Ce mode d’intervention est éminemment impérialiste. Il ne se fait pas aujourd’hui au nom d’une mission civilisatrice, propre aux colonisations des XIXe et XXe siècle. Il se fait au nom d’une mission salvatrice contre le terrorisme (les impérialismes cherchant à apparaître comme « sauveur » des populations locales et des populations victimes ou menacées par des attentats), et ne peut être que condamné.
Les USA, avec la France et les autres pays de la Coalition internationale, ont tué plus de 2800 civils syriens et irakiens avec leurs bombes. Ils ont aussi une part de responsabilité dans la mort des Syriens massacrés par Assad et par les régimes russe et iranien. Des régimes qu’ils ont protégés et avec qui plusieurs d’entre eux collaborent. Et le territoire syrien est de plus en plus partagé en différentes zones sous contrôle étranger, russe, iranien et américain notamment.

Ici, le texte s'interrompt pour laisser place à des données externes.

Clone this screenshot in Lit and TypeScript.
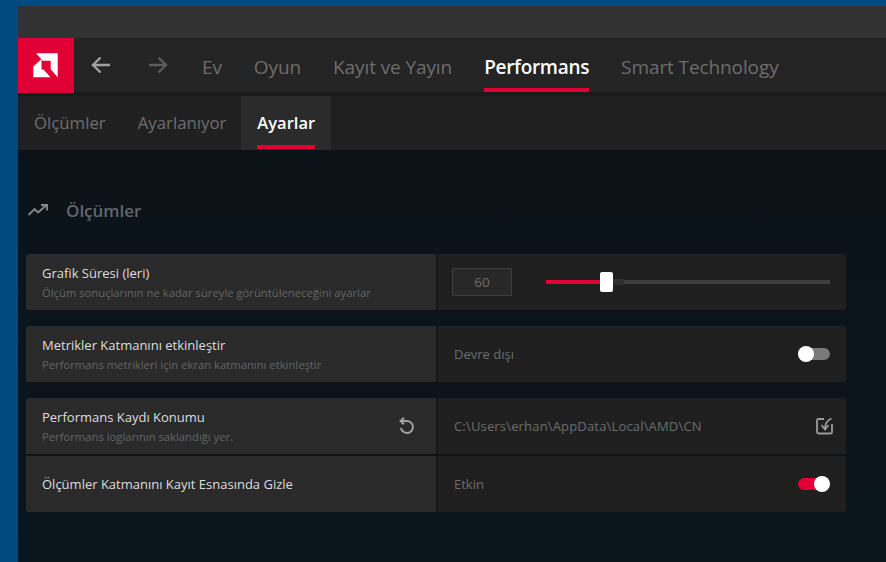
import { LitElement, html, css } from 'lit';
import { customElement } from 'lit/decorators.js';

const NAV = ['Ev', 'Oyun', 'Kayıt ve Yayın', 'Performans', 'Smart Technology'];
const SUB = ['Ölçümler', 'Ayarlanıyor', 'Ayarlar'];

@customElement('app-root')
export class AppRoot extends LitElement {
  static styles = css`
    :host {
      display: block;
      width: 886px;
      height: 562px;
      box-sizing: border-box;
      padding: 6px 0 0 18px;
      background: #004a80;
      font-family: 'Open Sans', 'Noto Sans', sans-serif;
      overflow: hidden;
    }
    .window {
      height: 556px;
      display: flex;
      flex-direction: column;
      background: linear-gradient(180deg, #0b1218 0%, #0b151c 100%);
    }
    .title {
      height: 32px;
      flex: none;
      background: #323232;
    }
    .nav {
      height: 54px;
      flex: none;
      display: flex;
      align-items: stretch;
      background: #242424;
    }
    .logo {
      width: 56px;
      height: 55px;
      flex: none;
      background: #e00036;
      display: flex;
      align-items: center;
      justify-content: center;
      position: relative;
      z-index: 1;
    }
    .arrows {
      display: flex;
      align-items: center;
      gap: 37px;
      margin: 0 34px 0 17px;
    }
    .links {
      display: flex;
      gap: 32px;
    }
    .link {
      display: flex;
      align-items: center;
      box-sizing: border-box;
      height: 54px;
      padding-top: 8px;
      font-size: 19px;
      letter-spacing: -0.1px;
      color: #6d6d6d;
      border-bottom: 4px solid transparent;
    }
    .link.on {
      color: #fff;
      font-weight: 600;
      letter-spacing: -0.3px;
      border-bottom-color: #e00036;
    }
    .sub {
      height: 58px;
      flex: none;
      box-sizing: border-box;
      display: flex;
      background: #202020;
      border-top: 4px solid #1a1a1a;
    }
    .tab {
      padding: 0 16px 2px;
      display: flex;
      flex-direction: column;
      justify-content: center;
      position: relative;
      font-size: 16.8px;
      color: #6e6e6e;
    }
    .tab.on {
      background: #2b2b2b;
      color: #fff;
      font-weight: 600;
      font-size: 16.5px;
      margin-left: -1px;
    }
    .tab.on::after {
      content: '';
      position: absolute;
      left: 16px;
      right: 16px;
      bottom: 1px;
      height: 4px;
      background: #e00036;
    }
    .head {
      display: flex;
      align-items: center;
      gap: 18px;
      margin: 49px 0 0 10px;
      height: 22px;
      font-size: 17px;
      font-weight: 600;
      color: #636669;
    }
    .rows {
      width: 820px;
      margin: 33px 0 0 8px;
      display: flex;
      flex-direction: column;
    }
    .row {
      height: 56px;
      display: flex;
      background: #171717;
      border-radius: 3px;
      overflow: hidden;
      margin-bottom: 16px;
    }
    .row.top {
      margin-bottom: 2px;
      border-radius: 3px 3px 0 0;
    }
    .row.bottom {
      border-radius: 0 0 3px 3px;
    }
    .label {
      width: 410px;
      flex: none;
      box-sizing: border-box;
      padding: 0 21px 0 16px;
      background: #2a2a2a;
      margin-right: 2px;
      display: flex;
      align-items: center;
      justify-content: space-between;
    }
    .name {
      font-size: 13px;
      line-height: 18px;
      color: #dedede;
    }
    .desc {
      font-size: 11.25px;
      line-height: 14px;
      margin-top: 4px;
      color: #646464;
    }
    .value {
      flex: 1;
      display: flex;
      align-items: center;
      justify-content: space-between;
      padding: 0 16px;
      background: #1f1f1f;
      font-size: 13px;
      color: #6c6c6c;
    }
    .path {
      letter-spacing: 0.17px;
    }
    .num {
      width: 60px;
      height: 28px;
      flex: none;
      box-sizing: border-box;
      border: 1px solid #3d3d3d;
      background: #282828;
      display: flex;
      align-items: center;
      justify-content: center;
      font-size: 13.5px;
      margin-left: -2px;
    }
    .track {
      width: 284px;
      height: 4px;
      flex: none;
      background: #3e3e3e;
      position: relative;
    }
    .fill {
      width: 56px;
      height: 4px;
      background: #e00036;
    }
    .thumb {
      position: absolute;
      left: 54px;
      top: -8px;
      width: 13px;
      height: 20px;
      border-radius: 2px;
      background: #fff;
    }
    .shade {
      position: absolute;
      left: 62px;
      top: -1px;
      width: 16px;
      height: 6px;
      background: #2f2f2f;
    }
    .toggle {
      width: 32px;
      height: 12px;
      border-radius: 6px;
      background: #7a7a7a;
      position: relative;
    }
    .toggle.on {
      background: #e00036;
    }
    .knob {
      position: absolute;
      top: -2px;
      left: 0;
      width: 16px;
      height: 16px;
      border-radius: 50%;
      background: #fff;
    }
    .toggle.on .knob {
      left: 16px;
    }
    .icon {
      display: block;
    }
    .browse {
      margin-right: -4px;
    }
  `;

  private renderToggle(on: boolean) {
    return html`<div class="toggle ${on ? 'on' : ''}"><div class="knob"></div></div>`;
  }

  render() {
    return html`
      <div class="window">
        <div class="title"></div>
        <div class="nav">
          <div class="logo">
            <svg class="icon" width="26" height="26" viewBox="0 0 26 26" fill="#fff">
              <path d="M3 .3H24.7V24.3L17.7 16.3V7.7H9.7Z" />
              <path d="M.3 13.5L8.5 6V16.5H10.5L17.5 24.3H.3Z" />
            </svg>
          </div>
          <div class="arrows">
            <svg class="icon" width="20" height="18" viewBox="0 0 20 18" fill="none" stroke="#a0a0a0" stroke-width="2.4">
              <path d="M19 9H2M9.5 1.5L2 9L9.5 16.5" />
            </svg>
            <svg class="icon" width="20" height="18" viewBox="0 0 20 18" fill="none" stroke="#5c5c5c" stroke-width="2.4">
              <path d="M1 9H18M10.5 1.5L18 9L10.5 16.5" />
            </svg>
          </div>
          <div class="links">
            ${NAV.map(
              (n) => html`<div class="link ${n === 'Performans' ? 'on' : ''}">${n}</div>`
            )}
          </div>
        </div>
        <div class="sub">
          ${SUB.map((s) => html`<div class="tab ${s === 'Ayarlar' ? 'on' : ''}">${s}</div>`)}
        </div>
        <div class="head">
          <svg class="icon" width="20" height="12" viewBox="0 0 20 12" fill="none" stroke="#8a8a8a" stroke-width="1.8">
            <path d="M0.5 11L6.5 5L10 8.5L18 1.5M13 1H19V6.5" />
          </svg>
          <span>Ölçümler</span>
        </div>
        <div class="rows">
          <div class="row">
            <div class="label">
              <div>
                <div class="name">Grafik Süresi (leri)</div>
                <div class="desc">Ölçüm sonuçlarının ne kadar süreyle görüntüleneceğini ayarlar</div>
              </div>
            </div>
            <div class="value">
              <div class="num">60</div>
              <div class="track">
                <div class="fill"></div>
                <div class="shade"></div>
                <div class="thumb"></div>
              </div>
            </div>
          </div>
          <div class="row">
            <div class="label">
              <div>
                <div class="name">Metrikler Katmanını etkinleştir</div>
                <div class="desc">Performans metrikleri için ekran katmanını etkinleştir</div>
              </div>
            </div>
            <div class="value">
              <span>Devre dışı</span>
              ${this.renderToggle(false)}
            </div>
          </div>
          <div class="row top">
            <div class="label">
              <div>
                <div class="name">Performans Kaydı Konumu</div>
                <div class="desc">Performans loglarının saklandığı yer.</div>
              </div>
              <svg class="icon" width="16" height="18" viewBox="0 0 16 18" fill="none" stroke="#a0a0a0" stroke-width="2">
                <path d="M5 .8L1.6 4L5 7.2M1.8 4H7.7A6 6 0 1 1 2 11" />
              </svg>
            </div>
            <div class="value">
              <span class="path">C:\\Users\\erhan\\AppData\\Local\\AMD\\CN</span>
              <svg class="icon browse" width="18" height="18" viewBox="0 0 18 18" fill="none" stroke="#9a9a9a" stroke-width="1.8">
                <path d="M8 2H2.5A1.5 1.5 0 0 0 1 3.5V15A1.5 1.5 0 0 0 2.5 16.5H14.5A1.5 1.5 0 0 0 16 15V7" />
                <path d="M15.5 1.5Q9 4 9 12M5.5 8L9 12.5L12.5 8" />
              </svg>
            </div>
          </div>
          <div class="row bottom">
            <div class="label">
              <div class="name">Ölçümler Katmanını Kayıt Esnasında Gizle</div>
            </div>
            <div class="value">
              <span>Etkin</span>
              ${this.renderToggle(true)}
            </div>
          </div>
        </div>
      </div>
    `;
  }
}
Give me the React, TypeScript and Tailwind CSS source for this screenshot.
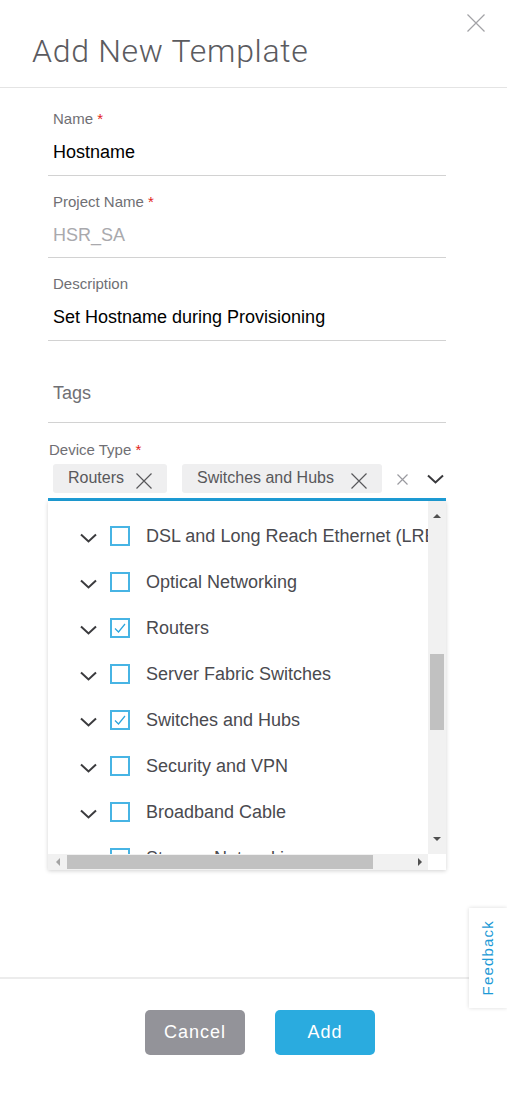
const font = { fontFamily: '"Liberation Sans", Arial, sans-serif' };

const devices = [
  { name: "DSL and Long Reach Ethernet (LRE)", checked: false },
  { name: "Optical Networking", checked: false },
  { name: "Routers", checked: true },
  { name: "Server Fabric Switches", checked: false },
  { name: "Switches and Hubs", checked: true },
  { name: "Security and VPN", checked: false },
  { name: "Broadband Cable", checked: false },
  { name: "Storage Networking", checked: false }
];

function Chevron({ className = "" }: { className?: string }) {
  return (
    <svg width="17" height="10" viewBox="0 0 17 10" className={className}>
      <path d="M1 1.5 L8.5 8.5 L16 1.5" fill="none" stroke="currentColor" strokeWidth="2" />
    </svg>
  );
}

function Cross({ size, color, className = "" }: { size: number; color: string; className?: string }) {
  return (
    <svg width={size} height={size} viewBox={`0 0 ${size} ${size}`} className={className}>
      <path
        d={`M0.5 0.5 L${size - 0.5} ${size - 0.5} M${size - 0.5} 0.5 L0.5 ${size - 0.5}`}
        stroke={color}
        strokeWidth="1.2"
      />
    </svg>
  );
}

function Checkbox({ checked }: { checked: boolean }) {
  return (
    <span className="flex h-[20px] w-[20px] shrink-0 items-center justify-center border-2 border-[#47b4e4]">
      {checked && (
        <svg width="14" height="12" viewBox="0 0 14 12">
          <path d="M2 6.5 L5.5 10 L12 2" fill="none" stroke="#2aa4dc" strokeWidth="1.2" />
        </svg>
      )}
    </span>
  );
}

function Field({
  label,
  value,
  required,
  muted,
  top
}: {
  label: string;
  value: string;
  required?: boolean;
  muted?: boolean;
  top: string;
}) {
  return (
    <div className={`border-b border-[#d2d2d2] pl-[5px] ${top}`}>
      <div className="text-[15px] leading-[18px] text-[#6f6f74]">
        {label}
        {required && <span className="text-[#e2231a]"> *</span>}
      </div>
      <div
        className={`mt-[13px] text-[18px] leading-[22px] ${muted ? "text-[#a9a9ad]" : "text-black"}`}
      >
        {value}
      </div>
    </div>
  );
}

function Chip({ label, width }: { label: string; width: string }) {
  return (
    <div
      className={`flex h-[29px] items-center justify-between rounded-[3px] bg-[#efeff0] pl-[15px] pr-[15px] text-[16px] text-[#58585b] ${width}`}
    >
      <span className="-mt-[2px]">{label}</span>
      <Cross size={16} color="#58585b" className="mt-[4px]" />
    </div>
  );
}

export default function App() {
  return (
    <div style={font} className="relative flex h-[1097px] w-[507px] flex-col overflow-hidden bg-white">
      <div className="h-[88px] shrink-0 border-b border-[#e4e4e4] pl-[32px] pt-[32px]">
        <h1
          style={{ fontFamily: 'Roboto, "Liberation Sans", sans-serif' }}
          className="text-[32px] font-light leading-[38px] tracking-[0.7px] text-[#5b5b5f]"
        >
          Add New Template
        </h1>
      </div>
      <button className="absolute right-[22px] top-[14px] h-[18px] w-[18px]">
        <Cross size={18} color="#a2a2a6" />
      </button>

      <div className="flex-1 pl-[48px] pr-[61px]">
        <Field label="Name" value="Hostname" required top="pt-[22px] pb-[12px]" />
        <Field label="Project Name" value="HSR_SA" required muted top="pt-[17px] pb-[11px]" />
        <Field label="Description" value="Set Hostname during Provisioning" top="pt-[17px] pb-[12px]" />
        <div className="border-b border-[#d2d2d2] pb-[18px] pl-[5px] pt-[41px] text-[18px] leading-[22px] text-[#6f6f74]">
          Tags
        </div>

        <div className="pt-[18px]">
          <div className="pl-[1px] text-[15px] leading-[18px] text-[#6f6f74]">
            Device Type <span className="text-[#e2231a]">*</span>
          </div>
          <div className="mt-[5px] flex items-center pl-[5px]">
            <div className="flex gap-[15px]">
              <Chip label="Routers" width="w-[114px]" />
              <Chip label="Switches and Hubs" width="w-[200px]" />
            </div>
            <Cross size={11} color="#9a9aa0" className="ml-[15px] mt-[2px]" />
            <Chevron className="ml-[19px] mt-[1px] text-[#39393c]" />
          </div>
          <div className="mt-[5px] h-[3px] bg-[#1e9dd6]" />

          <div className="flex h-[369px] flex-col bg-white shadow-[0_1px_4px_rgba(0,0,0,0.18)]">
            <div className="flex min-h-0 flex-1">
              <div className="flex-1 overflow-hidden pt-[12px]">
                {devices.map((d) => (
                  <div key={d.name} className="flex h-[46px] items-center pl-[32px]">
                    <Chevron className="mt-[3px] shrink-0 text-[#3b3b3e]" />
                    <span className="ml-[13px]">
                      <Checkbox checked={d.checked} />
                    </span>
                    <span className="ml-[16px] whitespace-nowrap text-[18px] text-[#4a4a4f]">{d.name}</span>
                  </div>
                ))}
              </div>
              <div className="flex w-[18px] shrink-0 flex-col bg-[#f1f1f1]">
                <div className="flex h-[17px] items-end justify-center">
                  <span className="h-0 w-0 border-x-[4px] border-b-[4px] border-x-transparent border-b-[#505050]" />
                </div>
                <div className="flex-1 px-[2px] pt-[136px]">
                  <div className="h-[76px] bg-[#c1c1c1]" />
                </div>
                <div className="flex h-[17px] items-start justify-center">
                  <span className="h-0 w-0 border-x-[4px] border-t-[4px] border-x-transparent border-t-[#505050]" />
                </div>
              </div>
            </div>
            <div className="flex h-[16px] shrink-0">
              <div className="flex flex-1 items-center bg-[#f1f1f1]">
                <div className="flex w-[19px] justify-center">
                  <span className="h-0 w-0 border-y-[4px] border-r-[4px] border-y-transparent border-r-[#a3a3a3]" />
                </div>
                <div className="h-[14px] w-[306px] bg-[#c1c1c1]" />
                <div className="flex-1" />
                <div className="flex w-[17px] justify-center">
                  <span className="h-0 w-0 border-y-[4px] border-l-[4px] border-y-transparent border-l-[#505050]" />
                </div>
              </div>
              <div className="w-[18px] bg-white" />
            </div>
          </div>
        </div>
      </div>

      <div className="flex h-[120px] shrink-0 justify-center gap-[30px] border-t-2 border-[#ececec] pl-[13px] pt-[31px]">
        <button className="h-[45px] w-[100px] rounded-[5px] bg-[#939399] text-[18px] tracking-[1px] text-white">
          Cancel
        </button>
        <button className="h-[45px] w-[100px] rounded-[5px] bg-[#2aabdf] text-[18px] tracking-[1px] text-white">
          Add
        </button>
      </div>

      <div className="absolute right-0 top-[908px] flex h-[100px] w-[38px] items-center justify-center bg-white shadow-[0_0_4px_rgba(0,0,0,0.15)]">
        <span className="rotate-180 text-[15px] tracking-[1.2px] text-[#1d9ad6] [writing-mode:vertical-rl]">
          Feedback
        </span>
      </div>
    </div>
  );
}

Ainsi, les revendications d’arrêt immédiat de tous les bombardements, de départ immédiat de toutes les forces étrangères et de refus de collaboration avec des régimes assassins, sont des revendications en soutien au peuple syrien et contre la politique explicite de notre propre impérialisme. Elles doivent continuer à être accompagnées du soutien des exigences de libération immédiate des prisonniers détenus dans les geôles du régime, et de la levée immédiate des sièges. Sachant bien entendu que la résolution de tous ces maux passe par la revendication toujours légitime : « le peuple veut la chute du régime ».
31 mars 2017
PS : le 4 avril 2017, le régime d’Assad perpétrait un massacre aux armes chimiques à Khan Sheihoun (87 civils morts). Dans la nuit du 6 au 7 avril, les USA détruisaient la base aérienne d’où étaient partis les avions (après avoir averti les Russes). Le 8 avril, le secrétaire d’Etat américain Tillerson rappelait "nous pensons que la première des priorités est la défaite de l’EI" et que les discussions politiques "nécessitent la participation du régime avec le soutien de ses alliés". (Interview sur Face for Nation).